Today, internal communication plays only a small part in my business output. I write about it, but have found that B2B and B2C work is both easier to pick up and, at the moment, more satisfying. For me, that's because too many businesses have shown their true colours during the economic downturn: turning to organisational communication not to help engagement and build for the future, but to slip back into the default of command and control - telling people what to do if they want to still have a job.
It has been dispiriting. At a time when we should be making a paradigm shift to more open, transparent, enabling and effective communication, underpinned by a far wider armoury that should be built on the opportunity of social media, top teams have been slow to change, and communicators have been weak in championing the necessary cultural shift. There are, of course, pockets of brilliance - but the practice or organisational/employee/internal communication has actually moved far more slowly and covered a lot less ground than it thinks it has in the past two decades.

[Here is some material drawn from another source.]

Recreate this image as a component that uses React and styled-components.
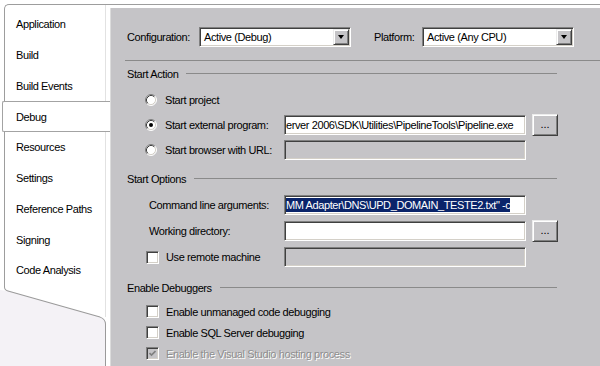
import React from "react";
import styled, { createGlobalStyle, css } from "styled-components";

const PANEL = "#c5c4c7";

const GlobalStyle = createGlobalStyle`
  html, body {
    margin: 0;
    padding: 0;
    background: #fff;
  }
  body {
    font-family: "Liberation Sans", Arial, sans-serif;
    font-size: 11px;
    letter-spacing: -0.4px;
    color: #000;
  }
`;

const Window = styled.div`
  display: flex;
  width: 600px;
  height: 366px;
  overflow: hidden;
  background: #fff;
`;

const Sidebar = styled.div`
  width: 110px;
  flex: none;
  display: flex;
  flex-direction: column;
  padding-top: 4px;
  box-sizing: border-box;
`;

const TabList = styled.ul`
  list-style: none;
  margin: 0 0 0 4px;
  padding: 4px 0 0;
  border-top: 1px solid #9d9d9d;
  border-left: 1px solid #9d9d9d;
  border-top-left-radius: 5px;
  box-shadow: inset -4px 0 0 #fff, inset -5px 0 0 #e2e2e2;
`;

const Tab = styled.li`
  height: 30.75px;
  box-sizing: border-box;
  display: flex;
  align-items: center;
  padding-left: 11px;
  white-space: nowrap;

  ${(p) =>
    p.$active &&
    css`
      margin-left: -3px;
      padding-left: 13px;
      background: #fff;
      border: 1px solid #a3a3a3;
      border-right: none;
      border-radius: 2px 0 0 2px;
    `}
`;

const Curl = styled.svg`
  display: block;
  flex: 1;
  width: 110px;
`;

const Main = styled.div`
  flex: 1;
  display: flex;
  flex-direction: column;
  padding-top: 4px;
`;

const TopRule = styled.div`
  height: 3px;
  border-top: 1px solid #9d9d9d;
`;

const Panel = styled.div`
  flex: 1;
  display: flex;
  flex-direction: column;
  background: ${PANEL};
  border-left: 1px solid #dcdcdc;
  padding: 19px 0 0 16px;
`;

const TopBar = styled.div`
  display: flex;
  align-items: center;
  height: 20px;
`;

const Label = styled.span`
  width: ${(p) => p.$w}px;
  margin-left: ${(p) => p.$left || 0}px;
  flex: none;
  white-space: nowrap;
`;

const sunken = css`
  box-sizing: border-box;
  border-top: 1px solid #808080;
  border-left: 1px solid #808080;
  border-right: 1px solid #fff;
  border-bottom: 1px solid #fff;
  box-shadow: inset 1px 1px 0 #404040, inset -1px -1px 0 #d4d0c8;
`;

const raised = css`
  box-sizing: border-box;
  background: ${PANEL};
  border: 1px solid;
  border-color: #ececec #404040 #404040 #ececec;
  box-shadow: inset 1px 1px 0 #fff, inset -1px -1px 0 #808080;
`;

const Combo = styled.div`
  ${sunken};
  width: 152px;
  height: 20px;
  display: flex;
  align-items: center;
  background: #fff;
  padding: 1px;
`;

const ComboText = styled.span`
  flex: 1;
  padding-left: 3px;
  white-space: nowrap;
`;

const ComboButton = styled.span`
  ${raised};
  width: 16px;
  height: 16px;
  display: flex;
  align-items: center;
  justify-content: center;

  &::after {
    content: "";
    width: 0;
    height: 0;
    border-left: 3.5px solid transparent;
    border-right: 3.5px solid transparent;
    border-top: 4px solid #000;
  }
`;

const Rule = styled.div`
  height: 1px;
  background: #8a8a8a;
  margin: 13px 0 0 -2px;
`;

const Section = styled.div`
  display: flex;
  align-items: center;
  height: 20px;
  margin-top: ${(p) => p.$top}px;
  white-space: nowrap;

  &::after {
    content: "";
    flex: 1;
    height: 1px;
    background: #8a8a8a;
    margin: 0 43px 0 8px;
    position: relative;
    top: -1px;
  }
`;

const Group = styled.div`
  padding-top: 3px;
`;

const Row = styled.div`
  display: flex;
  align-items: center;
  height: ${(p) => p.$h}px;
  padding-left: 18px;
`;

const Choice = styled.label`
  display: flex;
  align-items: center;
  gap: ${(p) => (p.$radio ? 8 : 7)}px;
  width: ${(p) => (p.$wide ? "auto" : "139px")};
  flex: none;
  white-space: nowrap;
  color: ${(p) => (p.$disabled ? "#8e8e8e" : "#000")};
  text-shadow: ${(p) => (p.$disabled ? "1px 1px 0 #fff" : "none")};
`;

const FieldLabel = styled.span`
  width: 139px;
  flex: none;
  padding-left: 4px;
  box-sizing: border-box;
  white-space: nowrap;
`;

const Field = styled.div`
  ${sunken};
  width: 242px;
  height: 20px;
  flex: none;
  display: flex;
  align-items: center;
  justify-content: ${(p) => (p.$end ? "flex-end" : "flex-start")};
  overflow: hidden;
  white-space: pre;
  padding: 0 2px 0 1px;
  background: ${(p) => (p.$disabled ? PANEL : "#fff")};
`;

const Selection = styled.span`
  display: inline-block;
  line-height: 14px;
  background: #0a246a;
  color: #fff;
`;

const Browse = styled.button`
  ${raised};
  width: 26px;
  height: 22px;
  margin-left: 6px;
  padding: 0 0 2px;
  font: inherit;
  letter-spacing: 0;
  color: #000;
  display: flex;
  align-items: center;
  justify-content: center;
`;

const RadioSvg = styled.svg`
  display: block;
  flex: none;
`;

const Box = styled.span`
  ${sunken};
  width: 13px;
  height: 13px;
  flex: none;
  margin-left: 1px;
  display: flex;
  align-items: center;
  justify-content: center;
  background: ${(p) => (p.$disabled ? PANEL : "#fff")};
`;

function Radio({ checked }) {
  return (
    <RadioSvg width="12" height="12" viewBox="0 0 12 12">
      <circle cx="6" cy="6" r="5" fill="#fff" />
      <path d="M2.11 9.89 A5.5 5.5 0 0 1 9.89 2.11" fill="none" stroke="#808080" />
      <path d="M9.89 2.11 A5.5 5.5 0 0 1 2.11 9.89" fill="none" stroke="#fff" />
      <path d="M2.82 9.18 A4.5 4.5 0 0 1 9.18 2.82" fill="none" stroke="#404040" />
      <path d="M9.18 2.82 A4.5 4.5 0 0 1 2.82 9.18" fill="none" stroke="#d4d0c8" />
      {checked && <circle cx="6" cy="6" r="2" fill="#000" />}
    </RadioSvg>
  );
}

function Check({ checked, disabled }) {
  return (
    <Box $disabled={disabled}>
      {checked && (
        <svg width="7" height="7" viewBox="0 0 7 7">
          <polyline
            points="0.5,3 2.5,5 6.5,1"
            fill="none"
            stroke={disabled ? "#808080" : "#000"}
            strokeWidth="1.7"
          />
        </svg>
      )}
    </Box>
  );
}

const tabs = [
  "Application",
  "Build",
  "Build Events",
  "Debug",
  "Resources",
  "Settings",
  "Reference Paths",
  "Signing",
  "Code Analysis",
];

export default function App() {
  return (
    <>
      <GlobalStyle />
      <Window>
        <Sidebar>
          <TabList>
            {tabs.map((t) => (
              <Tab key={t} $active={t === "Debug"}>
                {t}
              </Tab>
            ))}
          </TabList>
          <Curl viewBox="0 0 110 80" preserveAspectRatio="none">
            <path d="M0 4 L8 5 L100 31 Q105.5 33 105.5 38 L105.5 80 L0 80 Z" fill="#f4f2f6" />
            <path d="M105.5 0 L105.5 31" stroke="#e2e2e2" />
            <path
              d="M4.5 0 L4.5 1 Q4.5 4 8 5 L100 31 Q105.5 33 105.5 38 L105.5 80"
              fill="none"
              stroke="#9a9a9a"
            />
          </Curl>
        </Sidebar>

        <Main>
          <TopRule />
          <Panel>
            <TopBar>
              <Label $w={72}>Configuration:</Label>
              <Combo>
                <ComboText>Active (Debug)</ComboText>
                <ComboButton />
              </Combo>
              <Label $w={48} $left={23}>
                Platform:
              </Label>
              <Combo>
                <ComboText>Active (Any CPU)</ComboText>
                <ComboButton />
              </Combo>
            </TopBar>
            <Rule />

            <Section $top={3}>Start Action</Section>
            <Group>
              <Row $h={25}>
                <Choice $radio>
                  <Radio />
                  Start project
                </Choice>
              </Row>
              <Row $h={25}>
                <Choice $radio>
                  <Radio checked />
                  Start external program:
                </Choice>
                <Field>erver 2006\SDK\Utilities\PipelineTools\Pipeline.exe</Field>
                <Browse>...</Browse>
              </Row>
              <Row $h={25}>
                <Choice $radio>
                  <Radio />
                  Start browser with URL:
                </Choice>
                <Field $disabled />
              </Row>
            </Group>

            <Section $top={7}>Start Options</Section>
            <Group>
              <Row $h={26}>
                <FieldLabel>Command line arguments:</FieldLabel>
                <Field>
                  <Selection>MM Adapter\DNS\UPD_DOMAIN_TESTE2.txt" -c</Selection>
                </Field>
              </Row>
              <Row $h={26}>
                <FieldLabel>Working directory:</FieldLabel>
                <Field />
                <Browse>...</Browse>
              </Row>
              <Row $h={26}>
                <Choice>
                  <Check />
                  Use remote machine
                </Choice>
                <Field $disabled />
              </Row>
            </Group>

            <Section $top={8}>Enable Debuggers</Section>
            <Group>
              <Row $h={21}>
                <Choice $wide>
                  <Check />
                  Enable unmanaged code debugging
                </Choice>
              </Row>
              <Row $h={21}>
                <Choice $wide>
                  <Check />
                  Enable SQL Server debugging
                </Choice>
              </Row>
              <Row $h={21}>
                <Choice $wide $disabled>
                  <Check checked disabled />
                  Enable the Visual Studio hosting process
                </Choice>
              </Row>
            </Group>
          </Panel>
        </Main>
      </Window>
    </>
  );
}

The fundamental for me is the focus on and rewarding of output over outcome - reflected ingloriously in the organisations supposed to represent the organisational communicators' role and advocate its ascendancy.
The revolution hasn't happened: the 'new' has a distinct whiff of emperor's new clothes; and organisational communicators remain in low earth orbit when we could be reaching for the stars.
I'm going to keep on doing what I'm doing - though probably ever more in b2b and b2c. Internal communication isn't dead - but it seems to need some radical new medicine.